The main advantage of SVMs is that they find always the global optimum, because there are no local optima in maximizing the margin. Another benefit is that the margin does not depend on the dimensionality of data and the system is very robust for overfitting. Especially, when we have many attributes compared to number of rows, most of the other methods will fail. The model can be learnt in reasonable (quadratic) time for data sets of small and moderate size (hundreds of thousands data points). SVMs are flexible to handle different kind of modelling problems, although they are especially known for superior results in classification problem (compared to neural networks, for example). However, they have the same restriction than neural networks: the data should be continuous numerical.

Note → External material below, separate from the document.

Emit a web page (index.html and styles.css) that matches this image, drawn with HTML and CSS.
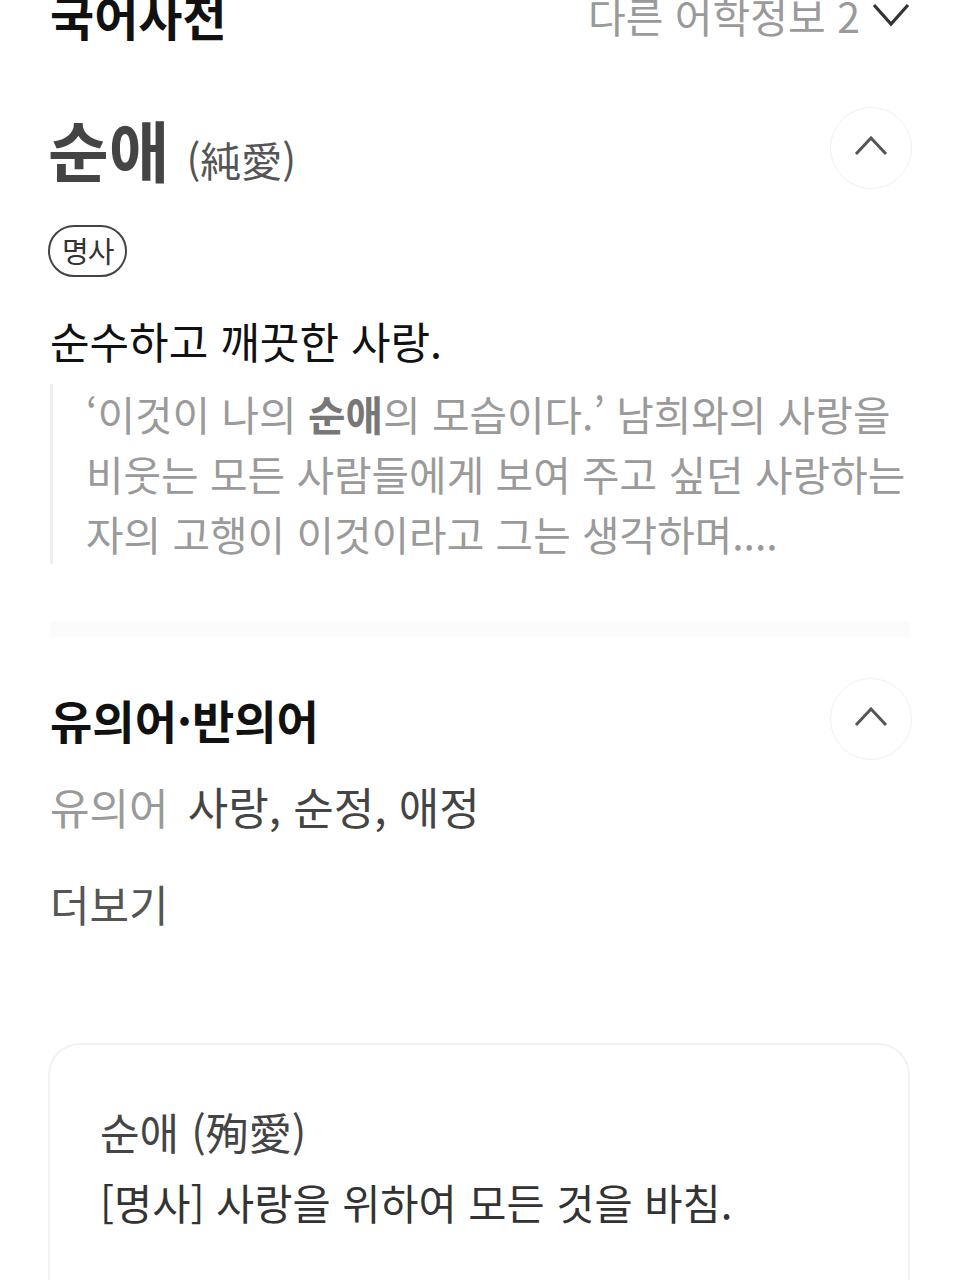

Categorial data can be handled, if it is first somehow coversed to numeric, but the results depend on how this conversation is done. The model is not very easily interpreted, and it can be hard for an expert to integrate her/his domain knowledge into model (in the form of kernel). And finally, we have the problem of selecting the parameters, although there are less parameters than in neural networks.

Some sources:

Bennett and Campbell: Support vector machines: hype or hallelujah? (A good and not too long overview of SVMs)

Khuu, Lee and Tsai: Machine learning with neural networks and support vector machines (Describes both methods and compares them.)

links to tools using SVM and neural networks, also free demo versions!

Question: It is claimed that a SVM model using a sigmoid kernel function is equivalent to a two-layer, feed-forward neural network. Can you find (or invent) the explanantion? I am interested to hear it!